To a certain extent, one can understand it. For all of her attempts at seduction and quite forward moves that could drive a eunuch to sexual arousal, Rito remains steadfastly correct (or cowardly, as it depends on how you see things) in his behavior. Where I think most heterosexual males would have given in to their instincts, Rito does not take advantage of Momo’s playing at sex. This resistance put up by Rito does much to help change her attitude, since by the end of the show we see that all of her bravado and apparent maturity is just a false front (not a surprise for Momo, who normally shows us only facades, not her real feelings).
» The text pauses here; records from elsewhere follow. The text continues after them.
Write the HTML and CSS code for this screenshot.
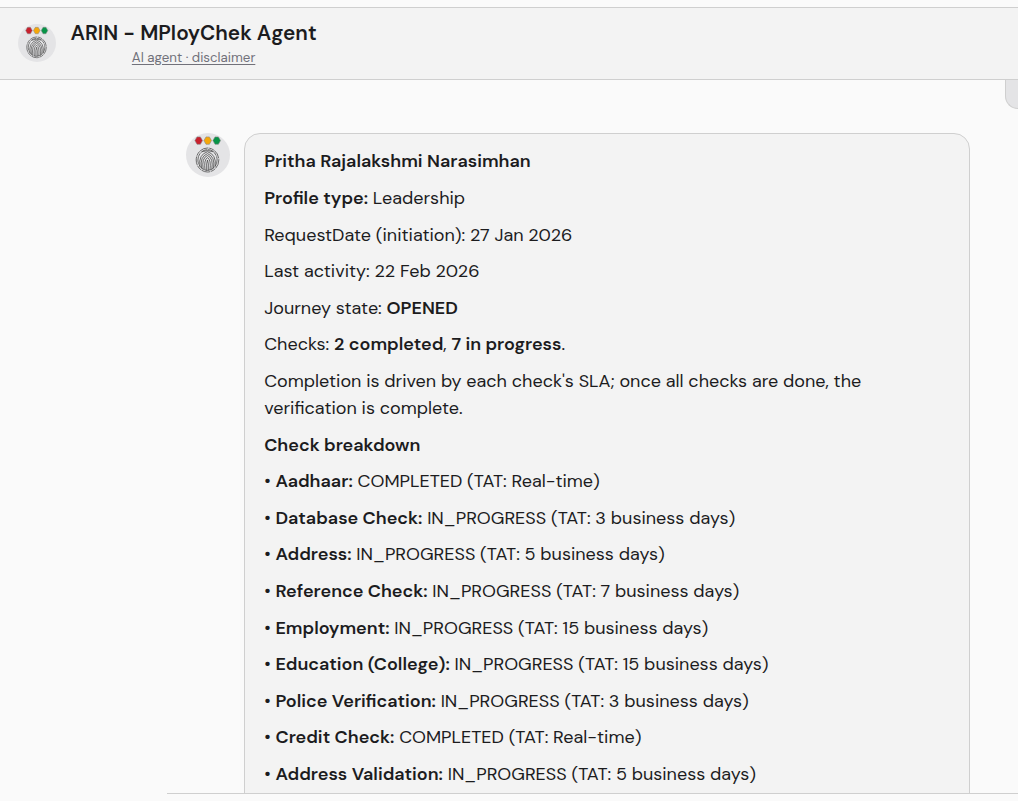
FILE: index.html
```html
<!DOCTYPE html>
<html lang="en">
<head>
    <meta charset="UTF-8">
    <meta name="viewport" content="width=device-width, initial-scale=1.0">
    <title>ARIN - MPloyChek Agent</title>
    <link rel="stylesheet" href="styles.css">
</head>
<body>

    <!-- logo shared by the header and the messages -->
    <svg class="sprite" width="0" height="0">
        <symbol id="logo" viewBox="0 0 44 44">
            <g stroke="#888" stroke-width=".6">
                <path fill="#c9202d" d="M11 3.900h3.400l2.100 3.700-2.100 3.700h-3.400l-2.100-3.700z"/>
                <path fill="#f5a70a" d="M20 3.900h3.400l2.100 3.700-2.100 3.700h-3.400l-2.100-3.700z"/>
                <path fill="#079447" d="M29 3.900h3.400l2.100 3.700-2.100 3.700h-3.400l-2.100-3.700z"/>
            </g>
            <g fill="none" stroke="#4c4c4c" stroke-width=".8">
                <ellipse cx="21.500" cy="27" rx="11.300" ry="12" stroke-dasharray="9 .8 5 .7"/>
                <ellipse cx="21.500" cy="27" rx="9.600" ry="10.400" stroke-dasharray="7 .8 11 .8"/>
                <path d="M13.800 33.500q-1.500-12 7.700-14.800 9.200 2.800 7.700 14.800"/>
                <path d="M15.500 35.200q-2-11.500 6-14.600 8 3.100 6 14.600"/>
                <path d="M17.200 36.500q-1.900-11.500 4.300-14 6.200 2.500 4.300 14"/>
                <path d="M19 37q-1.300-10 2.500-12.500 3.800 2.500 2.500 12.500"/>
                <path d="M20.700 37.500q-.5-8 .8-10.500 1.300 2.500.8 10.500"/>
                <path d="M16 18.700q5.500-2.200 11 0"/>
            </g>
        </symbol>
    </svg>

    <header class="chat-header">
        <svg class="avatar small"><use href="#logo"/></svg>
        <div class="titles">
            <h1>ARIN - MPloyChek Agent</h1>
            <a class="disclaimer">AI agent · disclaimer</a>
        </div>
    </header>

    <main class="messages">
        <div class="message user">
            <div class="user-bubble"></div>
        </div>
        <div class="message agent">
            <svg class="avatar"><use href="#logo"/></svg>
            <div class="bubble">
                <p><strong>Pritha Rajalakshmi Narasimhan</strong></p>
                <p><strong>Profile type:</strong> Leadership</p>
                <p>RequestDate (initiation): 27 Jan 2026</p>
                <p>Last activity: 22 Feb 2026</p>
                <p>Journey state: <strong>OPENED</strong></p>
                <p>Checks: <strong>2 completed</strong>, <strong>7 in progress</strong>.</p>
                <p>Completion is driven by each check's SLA; once all checks are done, the verification is complete.</p>
                <p><strong>Check breakdown</strong></p>
                <p>• <strong>Aadhaar:</strong> COMPLETED (TAT: Real-time)</p>
                <p>• <strong>Database Check:</strong> IN_PROGRESS (TAT: 3 business days)</p>
                <p>• <strong>Address:</strong> IN_PROGRESS (TAT: 5 business days)</p>
                <p>• <strong>Reference Check:</strong> IN_PROGRESS (TAT: 7 business days)</p>
                <p>• <strong>Employment:</strong> IN_PROGRESS (TAT: 15 business days)</p>
                <p>• <strong>Education (College):</strong> IN_PROGRESS (TAT: 15 business days)</p>
                <p>• <strong>Police Verification:</strong> IN_PROGRESS (TAT: 3 business days)</p>
                <p>• <strong>Credit Check:</strong> COMPLETED (TAT: Real-time)</p>
                <p>• <strong>Address Validation:</strong> IN_PROGRESS (TAT: 5 business days)</p>
            </div>
        </div>
    </main>

</body>
</html>
```
FILE: styles.css
```css
* {
    box-sizing: border-box;
    margin: 0;
    padding: 0;
}
body {
    height: 100vh;
    padding-top: 7px;
    overflow: hidden;
    display: flex;
    flex-direction: column;
    background-color: #fafafa;
    color: #1c1c1e;
    font-family: "DM Sans", Inter, sans-serif;
}
.sprite {
    position: absolute;
}
.chat-header {
    display: flex;
    align-items: center;
    gap: 14.5px;
    height: 73px;
    flex-shrink: 0;
    padding: 0 18px 1px;
    background-color: #f3f3f3;
    border-top: 1px solid #cfcfcf;
    border-bottom: 1px solid #cfcfcf;
}
.avatar {
    width: 44px;
    height: 44px;
    flex-shrink: 0;
    border-radius: 50%;
    background-color: #e4e4e6;
}
.avatar.small {
    width: 38px;
    height: 38px;
}
.titles {
    display: flex;
    flex-direction: column;
    align-items: center;
}
h1 {
    font-size: 20.8px;
    font-weight: 600;
    line-height: 28px;
    white-space: nowrap;
}
.disclaimer {
    font-size: 13.3px;
    line-height: 21px;
    color: #71717a;
    text-decoration: underline;
    text-underline-offset: 2px;
}
.messages {
    height: 714px;
    flex-shrink: 0;
    margin-left: 167px;
    padding-left: 19px;
    overflow: hidden;
    border-bottom: 1px solid #cfcfcf;
}
.message {
    display: flex;
}
.user {
    justify-content: flex-end;
    margin-bottom: 24px;
}
.user-bubble {
    width: 13px;
    height: 29px;
    background-color: #e4e4e6;
    border: 1px solid #cfcfcf;
    border-width: 0 0 1px 1px;
    border-bottom-left-radius: 14px;
}
.agent {
    gap: 14px;
}
.bubble {
    width: 726px;
    padding: 14.36px 19.2px;
    background-color: #f3f3f3;
    border: 1px solid #cfcfcf;
    border-radius: 16px;
    font-size: 18px;
    line-height: 27.2px;
}
.bubble p {
    margin-bottom: 9.38px;
}
strong {
    font-weight: 600;
}
```
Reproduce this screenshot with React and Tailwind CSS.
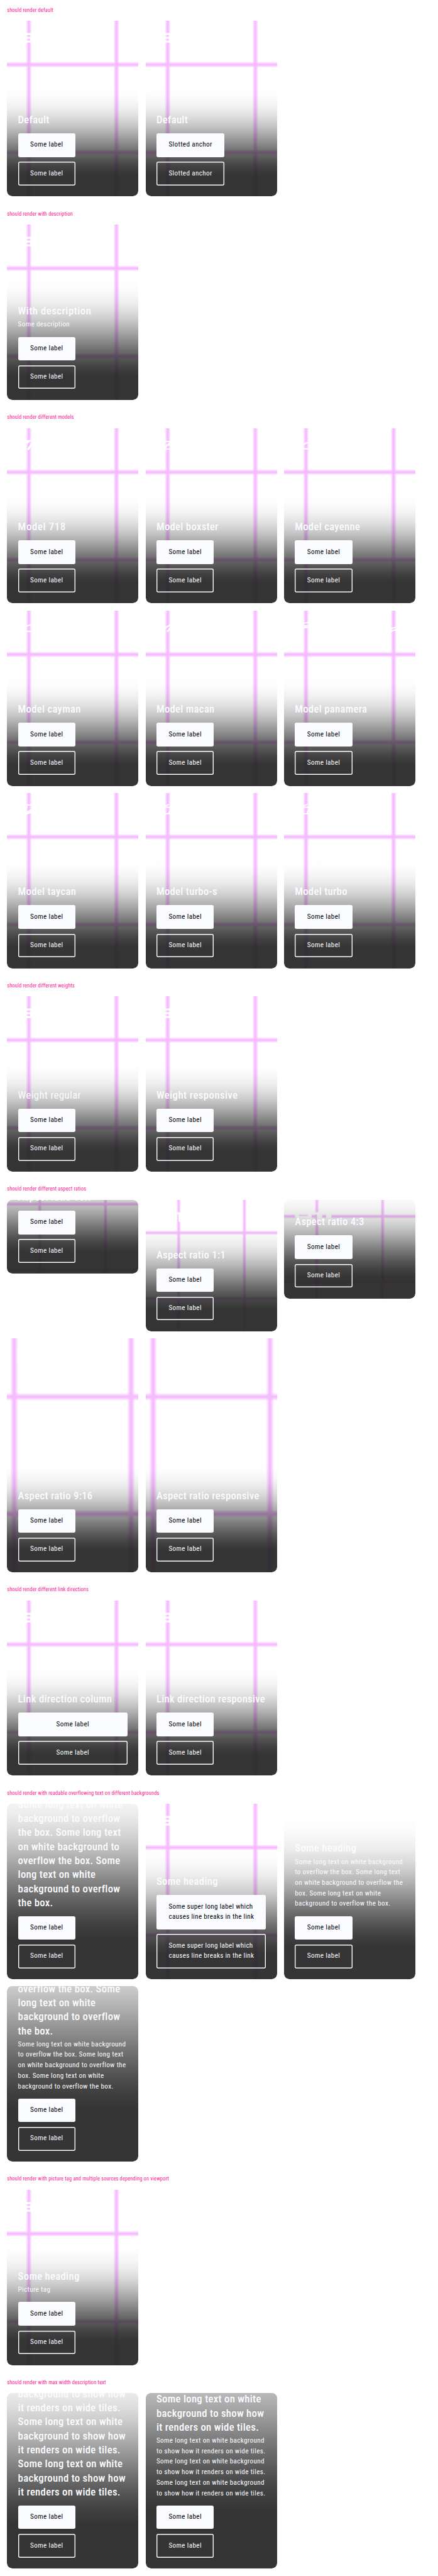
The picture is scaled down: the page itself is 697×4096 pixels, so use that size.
import { useId } from "react";

const SIGNATURES = {
  911: (
    <path
      fill="#fff"
      fillRule="evenodd"
      d="M28 28H60Q63 28 63 31V47Q63 50 60 50H25V45H53V41.3H28Q25 41.3 25 38V31Q25 28 28 28ZM34 32.8V36.6H54V32.8ZM71 28H87V50H75V33H71ZM92 28H108V50H96V33H92Z"
    />
  ),
  718: <path d="M26 29H51L42 36M60 31L48 49" strokeWidth="4.5" />,
  boxster: <path d="M44 30H57L44 45M46 38H58M42 47.3H60" strokeWidth="2.8" />,
  cayenne: <path d="M42 38Q50 33 60 31.5M42 46.8H60" strokeWidth="3.2" />,
  cayman: <path d="M42 36.5Q50 32.5 60 31.2M42 47H60" strokeWidth="3.2" />,
  macan: <path d="M40 42L57 31.5M60 35L49 48" strokeWidth="3.6" />,
  panamera: (
    <path d="M42 29Q50 27 60 27.5M44 34.5H52L44 39.5Q52 39 60 36.3M242 42L258 36.3M243 47L258 43" strokeWidth="2.8" />
  ),
  taycan: <path d="M40 27H60M46 29L42 38M40 47L60 36M42 49Q54 44 60 44M58 38L47 47" strokeWidth="3.2" />,
  turbo: <path d="M43 30L53 26M42 32.3H60M58 36L52 46M42 47.3H60" strokeWidth="2.8" />,
};

function Backdrop() {
  const id = useId();
  const stops = (
    <>
      <stop offset="0" stopColor="#f5baff" stopOpacity="0" />
      <stop offset="0.44" stopColor="#f5baff" />
      <stop offset="0.56" stopColor="#f5baff" />
      <stop offset="1" stopColor="#f5baff" stopOpacity="0" />
    </>
  );
  return (
    <svg className="absolute inset-0 size-full" viewBox="0 0 400 400" preserveAspectRatio="xMidYMid slice">
      <linearGradient id={`${id}v`}>{stops}</linearGradient>
      <linearGradient id={`${id}h`} x2="0" y2="1">
        {stops}
      </linearGradient>
      <rect x="93" width="14" height="400" fill={`url(#${id}v)`} />
      <rect x="293" width="14" height="400" fill={`url(#${id}v)`} />
      <rect y="93" width="400" height="14" fill={`url(#${id}h)`} />
      <rect y="293" width="400" height="14" fill={`url(#${id}h)`} />
    </svg>
  );
}

function Signature({ model }) {
  return (
    <svg className="absolute left-0 top-0 h-16 w-[300px]" viewBox="0 0 300 64" fill="none">
      <g stroke={model === "911" ? "none" : "#fff"}>{SIGNATURES[model]}</g>
    </svg>
  );
}

const OVERLAY =
  "bg-[linear-gradient(to_top,rgba(31,31,31,0.9)_0%,rgba(31,31,31,0.9)_20%,rgba(31,31,31,0.852)_26.67%,rgba(31,31,31,0.768)_33.33%,rgba(31,31,31,0.668)_40%,rgba(31,31,31,0.557)_46.67%,rgba(31,31,31,0.442)_53.33%,rgba(31,31,31,0.332)_60%,rgba(31,31,31,0.232)_66.67%,rgba(31,31,31,0.148)_73.33%,rgba(31,31,31,0.082)_80%,rgba(31,31,31,0.038)_86.67%,rgba(31,31,31,0.012)_93.33%,rgba(31,31,31,0)_100%)]";

function Tile({
  title,
  description,
  label = "Some label",
  model = "911",
  size = "h-[400px]",
  heading = "font-medium tracking-[0.018em]",
  stretch = false,
  plain = false,
}) {
  const link = "flex justify-center rounded px-7 py-[15px]";
  return (
    <article className={`relative flex w-[300px] flex-col justify-end overflow-hidden rounded-xl ${size}`}>
      {!plain && (
        <>
          <Backdrop />
          <Signature model={model} />
        </>
      )}
      <div className={`relative flex shrink-0 flex-col rounded-xl px-[25px] pb-[25px] pt-[57px] text-[#fbfcff] ${OVERLAY}`}>
        <h2 className={`text-2xl/8 ${heading}`}>{title}</h2>
        {description && <p className="mt-1 text-base/6 tracking-[0.032em]">{description}</p>}
        <div className={`mt-[15px] flex flex-col gap-[11px] text-base/6 tracking-[0.033em] ${stretch ? "" : "items-start"}`}>
          <a className={`${link} bg-[#fbfcff] text-[#010205]`}>
            <span>{label}</span>
          </a>
          <a className={`${link} shadow-[inset_0_0_0_2px_#fbfcff]`}>
            <span>{label}</span>
          </a>
        </div>
      </div>
    </article>
  );
}

function Section({ title, children }) {
  return (
    <section className="pb-4">
      <h3 className="flex h-12 items-center text-xs tracking-[0.02em] text-[#ff1493]">{title}</h3>
      <div className="flex flex-wrap items-start gap-4">{children}</div>
    </section>
  );
}

const repeat = (text, count) => Array(count).fill(text).join(" ");
const OVERFLOW = "Some long text on white background to overflow the box.";
const WIDE = "Some long text on white background to show how it renders on wide tiles.";
const MODELS = ["boxster", "cayenne", "cayman", "macan", "panamera", "taycan", "turbo-s", "turbo"];
const LONG_LABEL = (
  <span className="block w-[194px] whitespace-nowrap tracking-[0.028em]">
    Some super long label which
    <br />
    causes line breaks in the link
  </span>
);

export default function App() {
  return (
    <main className="bg-white pl-4 font-['Roboto',sans-serif] font-normal [font-stretch:75%] [zoom:0.6973]">
      <Section title="should render default">
        <Tile title="Default" />
        <Tile title="Default" label="Slotted anchor" />
      </Section>
      <Section title="should render with description">
        <Tile
          title="With description"
          description="Some description"
          heading="font-medium tracking-[0.031em]"
        />
      </Section>
      <Section title="should render different models">
        <Tile title="Model 718" model="718" heading="font-medium tracking-[0.041em]" />
        {MODELS.map((model) => (
          <Tile key={model} title={`Model ${model}`} model={model === "turbo-s" ? "turbo" : model} />
        ))}
      </Section>
      <Section title="should render different weights">
        <Tile title="Weight regular" heading="font-normal tracking-[0.022em]" />
        <Tile title="Weight responsive" heading="font-medium tracking-[0.027em]" />
      </Section>
      <Section title="should render different aspect ratios">
        <Tile title="Aspect ratio 16:9" size="h-[168.75px]" />
        <Tile title="Aspect ratio 1:1" size="h-[300px]" />
        <Tile title="Aspect ratio 4:3" size="h-[225px]" />
        <Tile title="Aspect ratio 9:16" size="h-[533.33px]" />
        <Tile title="Aspect ratio responsive" size="h-[533.33px]" />
      </Section>
      <Section title="should render different link directions">
        <Tile title="Link direction column" stretch />
        <Tile title="Link direction responsive" heading="whitespace-nowrap font-medium tracking-[0.015em]" />
      </Section>
      <Section title="should render with readable overflowing text on different backgrounds">
        <Tile plain title={repeat(OVERFLOW, 3)} />
        <Tile title="Some heading" label={LONG_LABEL} />
        <Tile plain title="Some heading" description={repeat(OVERFLOW, 3)} />
        <Tile plain title={repeat(OVERFLOW, 3)} description={repeat(OVERFLOW, 3)} />
      </Section>
      <Section title="should render with picture tag and multiple sources depending on viewport">
        <Tile title="Some heading" description="Picture tag" />
      </Section>
      <Section title="should render with max width description text">
        <Tile plain title={repeat(WIDE, 3)} />
        <Tile plain title={repeat(WIDE, 3)} description={repeat(WIDE, 3)} />
      </Section>
    </main>
  );
}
That hesitancy, however, comes from the more genuine feeling of love that develops inside of her, making her react to Rito’s unexpected touch with surprise and an urge to retreat. While she claims to want to turn Rito from a herbivore who could not impregnate a woman even if she basically threw herself at him and ordered him to do it into a hot-blooded man, when the situation potentially comes to be, she shrinks back.

The truth of Momo’s feelings are not lost on Mikan, who gets a good single focus episode later on in the run where she expresses her growing envy of the place Momo seems to be taking in Rito’s life. Thankfully no overblown histrionics, no idiotic cat-fighting, since we’re not dealing with one of those younger sisters with “the sickness” that has stricken too many younger sisters of late in anime. Instead, an acknowledgement by Mikan that Momo has some serious feelings for Rito now, though Rito appears to remain utterly oblivious to the whole thing.